The Amendments are applied only to the exemption from filing a Securities Registration Statement when stock options are granted to officers and/or employees in Japan. The Amendments are irrelevant to the duty of continuous disclosure (e.g., the duty to file Annual Securities Reports (Form 8), Semi-annual Securities Reports (Form 10) and Extraordinary Securities Reports (Form 10-2).


 


Accordingly, the Amendments do not affect a duty of continuous disclosure that had already applied before the Amendments as a result of filing a Securities Registration Statement for a stock option grant to officers and/or employees of a Japanese company that is a 100% direct subsidiary of a 100% Direct Subsidiary of the Issuing Company. In other words, although ongoing stock option grants to such officers and/or employees of the Japanese company may be free from the duty to file a Securities Registration Statement under the Amendments, the duty of continuous disclosure still continues to exist unless certain prescribed conditions (such as where the number of holders of the securities (i.e., stock options or shares, as the case may be) in Japan drops below 25) are satisfied and approval from the KLFB is obtained.


 


 


This alert was provided by the following members of our GES team in Tokyo:


Tadashi Ishii
+81 3 5157 2714
tadashi.ishii@bakermckenzie.com


Tsugihiro Okada
+81 3 5157 4332
tsugihiro.okada@bakermckenzie.com


Takeshi Shimizu
+81 3 5157 4335
takeshi.shimizu@bakemckenzie.com



[1] In this alert, reference to stock options will include stock purchase rights under ESPPs.

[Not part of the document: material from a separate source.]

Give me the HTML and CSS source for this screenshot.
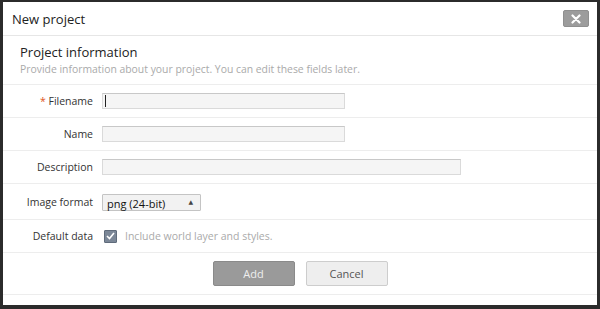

[2] The 100% Direct Subsidiary (tier one) does not have to be a stock company ("kabushiki-kaisha") incorporated in Japan. It can be a foreign corporation incorporated outside Japan so long as it is equivalent to a Japanese stock company. Whether a foreign corporation would be considered equivalent to a Japanese stock company would be determined on a case-by-case basis through consultation with the KLFB as necessary.


[3] The Japanese subsidiary (tier two) must always be a stock company ("kabushiki-kaisha"). A legal entity other than a stock company, such as a Japanese LLC ("godo-kaisha"), is not sufficient.